**Brief**
Beginning with the opening line of the entries, return every line through the one containing "string; items: Delivery[]", both included, and nothing else. Omit pictures.

** Start Provided data **

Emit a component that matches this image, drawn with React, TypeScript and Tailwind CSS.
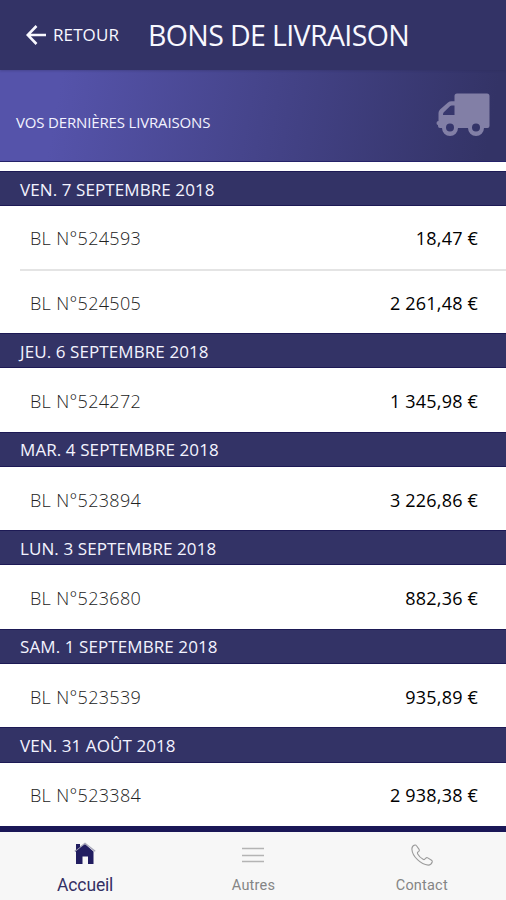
type Delivery = { id: string; price: string };
type Day = { date: string; items: Delivery[] };

const days: Day[] = [
  {
    date: "VEN. 7 SEPTEMBRE 2018",
    items: [
      { id: "524593", price: "18,47 €" },
      { id: "524505", price: "2 261,48 €" },
    ],
  },
  { date: "JEU. 6 SEPTEMBRE 2018", items: [{ id: "524272", price: "1 345,98 €" }] },
  { date: "MAR. 4 SEPTEMBRE 2018", items: [{ id: "523894", price: "3 226,86 €" }] },
  { date: "LUN. 3 SEPTEMBRE 2018", items: [{ id: "523680", price: "882,36 €" }] },
  { date: "SAM. 1 SEPTEMBRE 2018", items: [{ id: "523539", price: "935,89 €" }] },
  { date: "VEN. 31 AOÛT 2018", items: [{ id: "523384", price: "2 938,38 €" }] },
];

function BackArrow() {
  return (
    <svg width="20" height="20" viewBox="0 0 20 20" fill="none" stroke="#f8f8ff" strokeWidth="2.6">
      <path d="M20 10H2M10.500 1 1.700 10l8.800 9" />
    </svg>
  );
}

function Truck() {
  return (
    <svg className="-mt-[2px]" width="54" height="44" viewBox="0 0 54 44" fill="#827fa6">
      <path
        fillRule="evenodd"
        d="M21 .5h30a2.500 2.500 0 0 1 2.500 2.500V33q0 2-2 2H48A8 8 0 0 1 32 35H22A8 8 0 0 1 6 35H4q-2 0-2-2v-1q-1.500 0-1.500-2t2-2V20q0-2 1.500-3.500L12 9.500q1.500-1.200 3.500-1.200h3V3Q18.500.5 21 .5ZM7 22h11.500v-9.500h-2.800q-.8 0-1.500.6l-6.600 6.500Q7 20.200 7 22ZM14 30.500a4 4 0 1 0 0 8 4 4 0 0 0 0-8ZM40 30.500a4 4 0 1 0 0 8 4 4 0 0 0 0-8Z"
      />
    </svg>
  );
}

function House() {
  return (
    <svg width="22" height="23" viewBox="0 0 22 23">
      <path d="M2 2h4v3l5-3 8.500 7.500V22H14v-7.500H8.500V22H2V10L1 9l1-1Z" fill="#211d60" />
      <path d="m.8 9.300 10.200-8 10.200 8" fill="none" stroke="#a6a6b8" strokeWidth="1.300" />
      <path d="M2 2h4v3L2 8Z" fill="#211d60" />
    </svg>
  );
}

function Lines() {
  return (
    <svg width="22" height="16" viewBox="0 0 22 16" stroke="#b4b4b4" strokeWidth="1.400">
      <path d="M0 1.500h22M0 8.500h22M0 14.500h22" />
    </svg>
  );
}

function Phone() {
  return (
    <svg width="22" height="22" viewBox="0 0 22 22" fill="none" stroke="#9b9b9b" strokeWidth="1.100" strokeLinejoin="round">
      <path d="M3.900 1C2.200 1.400.8 3.100.9 5.200c.2 3.500 2.700 7.700 5.600 10.500 3.100 3.100 7 5.200 10.700 5.400 2.100 0 3.500-1.500 4-3.100.2-.8-.1-1.300-.7-1.700l-3.700-2.400c-.8-.5-1.400-.3-2 .3l-1 1c-.5.5-1 .5-1.700.1-2.100-1.200-4.100-3.100-5.400-5.400-.4-.7-.4-1.200.1-1.700l1-.9c.5-.5.700-1.200.3-1.900L5.500 1.700C5.100 1.100 4.700.8 3.900 1Z" />
    </svg>
  );
}

export default function App() {
  return (
    <div className="flex h-[900px] w-[506px] flex-col overflow-hidden bg-white font-['Open_Sans','Noto_Sans',sans-serif]">
      <header className="z-10 flex h-[70px] shrink-0 items-center bg-[#333366] pl-[26px] text-[#f8f8ff] shadow-[0_1px_2px_#29295750]">
        <BackArrow />
        <span className="-mt-[2px] ml-[7px] w-[95px] whitespace-nowrap text-[17px] leading-none tracking-[0.1px]">RETOUR</span>
        <h1 className="mt-px whitespace-nowrap text-[28.500px] leading-none tracking-[-0.620px]">BONS DE LIVRAISON</h1>
      </header>

      <section className="flex h-[92px] shrink-0 items-center justify-between border-b border-[#252269] bg-linear-[100deg,#5553aa_0%,#5553aa_12%,#333366_96%] pl-4 pr-4">
        <h2 className="mt-[13px] whitespace-nowrap text-[15px] leading-none tracking-[-0.160px] text-[#f3f3ff]">VOS DERNIÈRES LIVRAISONS</h2>
        <Truck />
      </section>

      <main className="mt-[9px] h-[661px] shrink-0 overflow-hidden">
        {days.map((day) => (
          <section key={day.date}>
            <h3 className="flex h-[35.200px] items-center border-y border-[#1d1a55] bg-[#333366] pl-5 pt-px text-[17px] leading-none tracking-[0.090px] text-[#f3f3ff]">
              <span className="whitespace-nowrap">{day.date}</span>
            </h3>
            <ul className="pl-5">
              {day.items.map((item) => (
                <li key={item.id} className="flex h-[62.400px] items-center justify-between pl-[10px] pr-[28px] pt-[2px] text-[18px] leading-none first:h-[64.400px] only:h-[63.450px] not-last:border-b-2 not-last:border-[#e4e4e4]">
                  <span className="whitespace-nowrap font-light tracking-[0.330px] text-[#222]">BL N°{item.id}</span>
                  <span className="whitespace-nowrap font-medium tracking-[0.200px] text-black">{item.price}</span>
                </li>
              ))}
            </ul>
          </section>
        ))}
        <div className="h-2 bg-[#1a1757]" />
      </main>

      <nav className="grid h-[68px] shrink-0 grid-cols-3 bg-[#f7f7f7] pl-px font-[Roboto,sans-serif] text-[#858585]">
        <a className="flex flex-col items-center pt-[10px] text-[#343064]">
          <House />
          <span className="mt-[12px] text-[17.500px] leading-none tracking-[-0.150px]">Accueil</span>
        </a>
        <a className="flex flex-col items-center pt-[15px]">
          <Lines />
          <span className="mt-[16px] text-[14.500px] leading-none tracking-[0.200px]">Autres</span>
        </a>
        <a className="flex flex-col items-center pt-[12px]">
          <Phone />
          <span className="mt-[13px] text-[14.500px] leading-none tracking-[0.200px]">Contact</span>
        </a>
      </nav>
    </div>
  );
}
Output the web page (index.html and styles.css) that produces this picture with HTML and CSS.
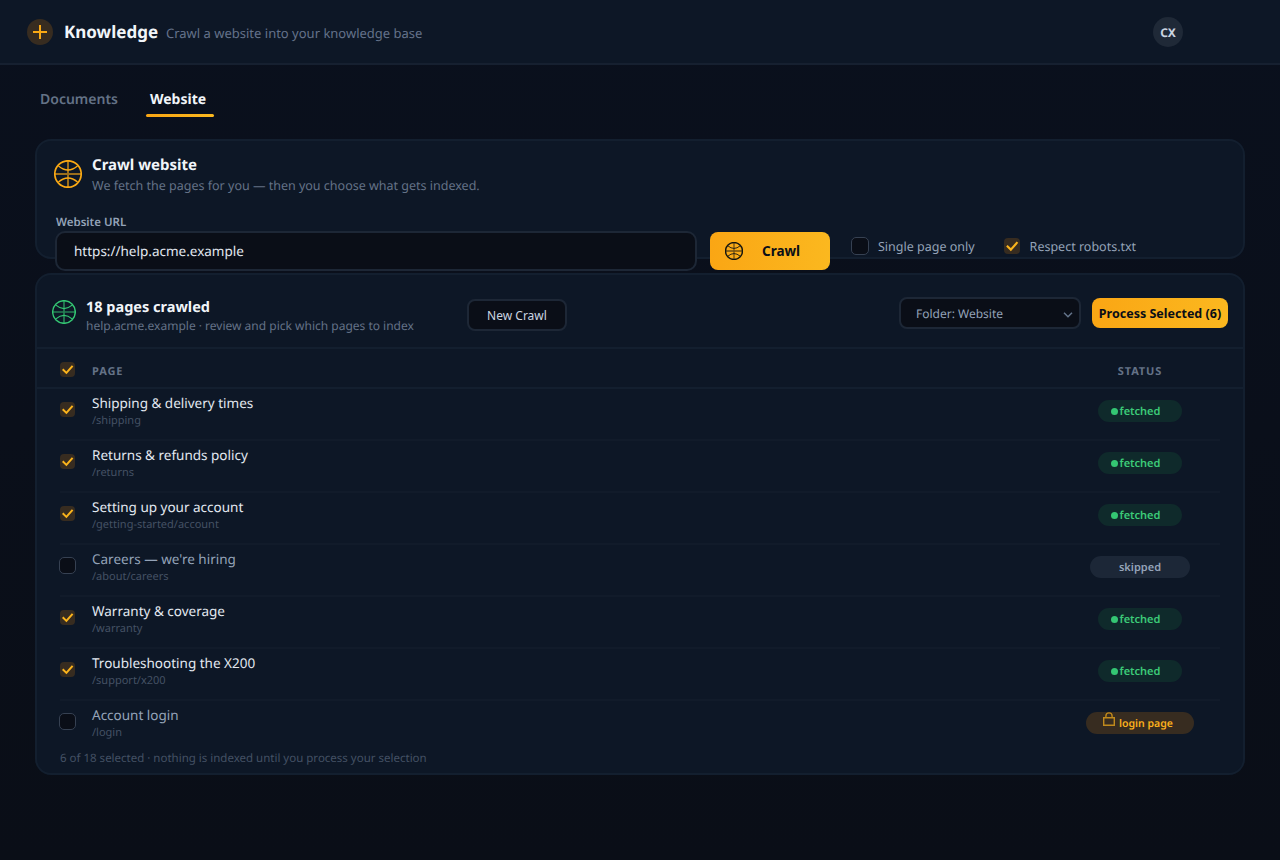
FILE: index.html
```html
<!DOCTYPE html>
<html lang="en">
  <head>
    <meta charset="utf-8">
    <title>Knowledge</title>
    <link rel="stylesheet" href="styles.css">
  </head>
  <body>
    <svg class="defs" width="0" height="0">
      <symbol id="globe" viewBox="0 0 28 28">
        <circle cx="14" cy="14" r="13.2"/>
        <path class="axis" d="M1 14h26M14 1v26"/>
        <path class="arc" d="M4.5 6Q14 14 23.5 6M4.5 22Q14 14 23.5 22"/>
      </symbol>
      <symbol id="check" viewBox="0 0 15 15">
        <path d="M2.7 7.3l3.7 3.6 6.2-7"/>
      </symbol>
    </svg>

    <header class="topbar">
      <div class="logo">
        <svg width="14" height="14" viewBox="0 0 14 14"><path d="M7 0v14M0 7h14"/></svg>
      </div>
      <h1>Knowledge</h1>
      <span class="tagline">Crawl a website into your knowledge base</span>
      <div class="avatar">CX</div>
    </header>

    <nav class="tabs">
      <a class="tab">Documents</a>
      <a class="tab active">Website</a>
    </nav>

    <section class="panel crawl">
      <div class="crawl-head">
        <svg class="globe amber" width="28" height="28"><use href="#globe"/></svg>
        <div>
          <h2>Crawl website</h2>
          <p class="sub">We fetch the pages for you — then you choose what gets indexed.</p>
        </div>
      </div>
      <div class="label">Website URL</div>
      <div class="crawl-form">
        <div class="input">https://help.acme.example</div>
        <button class="btn primary crawl-btn">
          <svg class="globe dark" width="18" height="18"><use href="#globe"/></svg>
          <span>Crawl</span>
        </button>
        <div class="option"><span class="box"></span>Single page only</div>
        <div class="option robots"><span class="box checked"><svg><use href="#check"/></svg></span>Respect robots.txt</div>
      </div>
    </section>

    <section class="panel results">
      <div class="results-head">
        <svg class="globe green" width="24" height="24"><use href="#globe"/></svg>
        <div class="results-title">
          <h2>18 pages crawled</h2>
          <p class="sub">help.acme.example · review and pick which pages to index</p>
        </div>
        <button class="btn secondary">New Crawl</button>
        <div class="select">
          <span>Folder: Website</span>
          <svg width="10" height="6" viewBox="0 0 10 6"><path d="M1 .8l4 4 4-4"/></svg>
        </div>
        <button class="btn primary process">Process Selected (6)</button>
      </div>

      <div class="table-head">
        <span class="box checked"><svg><use href="#check"/></svg></span>
        <span>PAGE</span>
        <span class="status">STATUS</span>
      </div>

      <div class="rows">
        <div class="row">
          <span class="box checked"><svg><use href="#check"/></svg></span>
          <div><div class="name">Shipping &amp; delivery times</div><div class="path">/shipping</div></div>
          <div class="status"><span class="pill fetched">fetched</span></div>
        </div>
        <div class="row">
          <span class="box checked"><svg><use href="#check"/></svg></span>
          <div><div class="name">Returns &amp; refunds policy</div><div class="path">/returns</div></div>
          <div class="status"><span class="pill fetched">fetched</span></div>
        </div>
        <div class="row">
          <span class="box checked"><svg><use href="#check"/></svg></span>
          <div><div class="name">Setting up your account</div><div class="path">/getting-started/account</div></div>
          <div class="status"><span class="pill fetched">fetched</span></div>
        </div>
        <div class="row off">
          <span class="box"></span>
          <div><div class="name">Careers — we're hiring</div><div class="path">/about/careers</div></div>
          <div class="status"><span class="pill skipped">skipped</span></div>
        </div>
        <div class="row">
          <span class="box checked"><svg><use href="#check"/></svg></span>
          <div><div class="name">Warranty &amp; coverage</div><div class="path">/warranty</div></div>
          <div class="status"><span class="pill fetched">fetched</span></div>
        </div>
        <div class="row">
          <span class="box checked"><svg><use href="#check"/></svg></span>
          <div><div class="name">Troubleshooting the X200</div><div class="path">/support/x200</div></div>
          <div class="status"><span class="pill fetched">fetched</span></div>
        </div>
        <div class="row off">
          <span class="box"></span>
          <div><div class="name">Account login</div><div class="path">/login</div></div>
          <div class="status">
            <span class="pill login">
              <svg width="12" height="14" viewBox="0 0 12 14"><path d="M.7 5.7h10.6v7.6H.7zM2.9 5.7V4a3.1 3.1 0 0 1 6.2 0v1.7"/></svg>login page
            </span>
          </div>
        </div>
      </div>
      <p class="summary">6 of 18 selected · nothing is indexed until you process your selection</p>
    </section>
  </body>
</html>
```

FILE: styles.css
```css
* {
  box-sizing: border-box;
}
body {
  margin: 0;
  height: 860px;
  overflow: hidden;
  background: linear-gradient(#0a101d, #0a0e17);
  color: #f1f5f9;
  font-family: "Noto Sans", sans-serif;
  font-size: 13px;
  text-rendering: geometricPrecision;
}
h1, h2, p {
  margin: 0;
}
svg {
  display: block;
  fill: none;
}
.defs {
  position: absolute;
}

/* header */
.topbar {
  display: flex;
  align-items: center;
  height: 65px;
  padding: 0 97px 0 27px;
  border-bottom: 2px solid #162030;
  background: #0d1726;
}
.logo {
  display: flex;
  align-items: center;
  justify-content: center;
  width: 26px;
  height: 26px;
  margin-top: 1px;
  border-radius: 50%;
  background: #372c20;
}
.logo path {
  stroke: #faa914;
  stroke-width: 2;
}
h1 {
  width: 94px;
  margin-left: 11px;
  font-size: 17px;
  font-weight: 700;
  line-height: 24px;
}
.tagline {
  margin: 3px 0 0 8px;
  color: #64728a;
}
.avatar {
  width: 30px;
  height: 30px;
  margin-left: auto;
  border-radius: 50%;
  background: #1f2937;
  color: #cbd5e1;
  font-size: 12px;
  font-weight: 700;
  line-height: 31px;
  text-align: center;
}

/* tabs */
.tabs {
  display: flex;
  gap: 20px;
  height: 74px;
  padding: 23px 0 0 36px;
}
.tab {
  height: 30px;
  padding: 0 4px;
  color: #647286;
  font-size: 14px;
  font-weight: 600;
  line-height: 24px;
}
.tab.active {
  width: 76px;
  padding: 0 8px;
  color: #f1f5f9;
  font-weight: 700;
}
.tab.active::after {
  content: "";
  display: block;
  height: 3px;
  margin: 2px -4px 0;
  border-radius: 2px;
  background: linear-gradient(90deg, #faa614, #fbb81f);
}

.panel {
  margin: 0 35px;
  border: 2px solid #131f2f;
  border-radius: 16px;
  background: #0d1726;
}
h2 {
  font-size: 15px;
  font-weight: 700;
  line-height: 20px;
}
.sub {
  color: #647286;
  font-size: 12px;
  line-height: 18px;
}

/* crawl form */
.crawl {
  height: 120px;
  padding: 14px 17px 0;
}
.crawl-head {
  display: flex;
  gap: 10px;
  height: 60px;
}
.crawl-head .globe {
  margin-top: 5px;
}
.crawl-head .sub {
  margin-top: 2px;
  font-size: 12.5px;
}
.label {
  height: 16px;
  padding-left: 2px;
  color: #94a3b8;
  font-size: 11.5px;
  font-weight: 600;
  line-height: 16px;
}
.crawl-form {
  display: flex;
  align-items: flex-start;
  margin-left: 1px;
}
.input {
  width: 642px;
  height: 40px;
  padding-left: 17px;
  border: 2px solid #1d2736;
  border-radius: 10px;
  background: #0a0e17;
  color: #e2e8f0;
  font-size: 13.5px;
  line-height: 36px;
}
.btn {
  padding: 0;
  border: 0;
  border-radius: 8px;
  font-family: inherit;
  text-align: center;
}
.primary {
  background: linear-gradient(90deg, #faa614, #fbb81f);
  color: #0a0e17;
  font-weight: 700;
}
.crawl-btn {
  display: flex;
  align-items: center;
  gap: 19px;
  width: 120px;
  height: 38px;
  margin: 1px 21px 0 13px;
  padding-left: 15px;
  font-size: 13.5px;
}
.option {
  display: flex;
  align-items: flex-start;
  gap: 9px;
  height: 18px;
  margin-top: 6px;
  color: #94a3b8;
  font-size: 12.5px;
  line-height: 20px;
}
.robots {
  gap: 10px;
  margin-left: 28px;
}

.globe {
  flex: none;
  stroke-width: 1.7;
}
.axis {
  stroke-width: 2;
  opacity: 0.6;
}
.globe.amber {
  stroke: #faa914;
}
.globe.green {
  stroke: #34c673;
}
.globe.dark {
  stroke: #161610;
  stroke-width: 2.2;
}
.arc {
  stroke-width: 1.4;
}

.box {
  width: 17px;
  height: 17px;
  border: 1.5px solid #364152;
  border-radius: 5px;
  background: #0a0e17;
}
.box.checked {
  width: 15px;
  height: 15px;
  margin-left: 1px;
  border: 0;
  border-radius: 4px;
  background: #372c20;
}
.box.checked svg {
  width: 100%;
  height: 100%;
  stroke: #fbb41c;
  stroke-width: 2;
}
.option .box {
  width: 18px;
  height: 18px;
}
.option .box.checked {
  width: 16px;
  height: 16px;
  margin-top: 1px;
}

/* results */
.results {
  height: 502px;
  margin-top: 14px;
}
.results-head {
  display: flex;
  align-items: flex-start;
  height: 74px;
  padding: 22px 15px 0;
  border-bottom: 2px solid #131f2f;
}
.results-head .globe {
  margin-top: 3px;
}
.results-title {
  width: 371px;
  margin: 0 0 0 10px;
}
.results-title h2 {
  font-size: 14.5px;
}
.secondary {
  width: 100px;
  height: 32px;
  margin-top: 2px;
  margin-left: 10px;
  border: 2px solid #1d2736;
  background: #0a0e17;
  color: #cbd5e1;
  font-size: 12px;
}
.select {
  display: flex;
  align-items: center;
  justify-content: space-between;
  width: 182px;
  height: 32px;
  margin-left: auto;
  padding: 0 6px 0 15px;
  border: 2px solid #1d2736;
  border-radius: 8px;
  background: #0a0e17;
  color: #94a3b8;
  font-size: 12px;
}
.select svg {
  margin-top: 4px;
}
.select path {
  stroke: #64748b;
  stroke-width: 1.5;
}
.process {
  width: 136px;
  height: 30px;
  margin: 1px 0 0 11px;
  font-size: 12.5px;
}
.table-head, .row {
  display: grid;
  grid-template-columns: 33px 1fr 160px;
}
.table-head {
  height: 40px;
  padding: 13px 23px 0 22px;
  border-bottom: 2px solid #131f2f;
  color: #647286;
  font-size: 11px;
  font-weight: 700;
  letter-spacing: 0.9px;
  line-height: 20px;
}
.status {
  text-align: center;
}
.rows {
  padding: 0 23px;
}
.row {
  height: 52px;
  margin-left: -1px;
  background: linear-gradient(#111b2a, #111b2a) 1px 100% / 100% 2px no-repeat;
}
.row:last-child {
  background: none;
}
.row .box {
  margin-top: 12px;
}
.row .box.checked {
  margin-top: 13px;
}
.name {
  margin-top: 4px;
  color: #e2e8f0;
  font-size: 13.5px;
  line-height: 20px;
}
.path {
  color: #445164;
  font-size: 11px;
  line-height: 16px;
}
.off .name {
  color: #94a3b8;
}
.pill {
  position: relative;
  display: inline-block;
  width: 84px;
  height: 22px;
  margin-top: 11px;
  border-radius: 11px;
  font-size: 11px;
  font-weight: 600;
  line-height: 24px;
  vertical-align: top;
}
.fetched {
  background: #0f2a2b;
  color: #3ccb78;
}
.fetched::before {
  content: "";
  position: absolute;
  top: 7.5px;
  left: 12.5px;
  width: 7px;
  height: 7px;
  border-radius: 50%;
  background: #34c673;
}
.skipped {
  width: 100px;
  background: #1c2737;
  color: #94a3b8;
}
.login {
  width: 108px;
  padding-left: 12px;
  background: #372c20;
  color: #fbb01c;
  font-size: 10.5px;
}
.login svg {
  position: absolute;
  top: 0;
  left: 17px;
  stroke: #c08a1c;
  stroke-width: 1.4;
}
.summary {
  padding-left: 23px;
  margin-top: -4px;
  color: #445164;
  font-size: 11.5px;
  line-height: 20px;
}
```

** End Provided data **

**The response**
Emit a component that matches this image, drawn with React, TypeScript and Tailwind CSS.
type Delivery = { id: string; price: string };
type Day = { date: string; items: Delivery[] };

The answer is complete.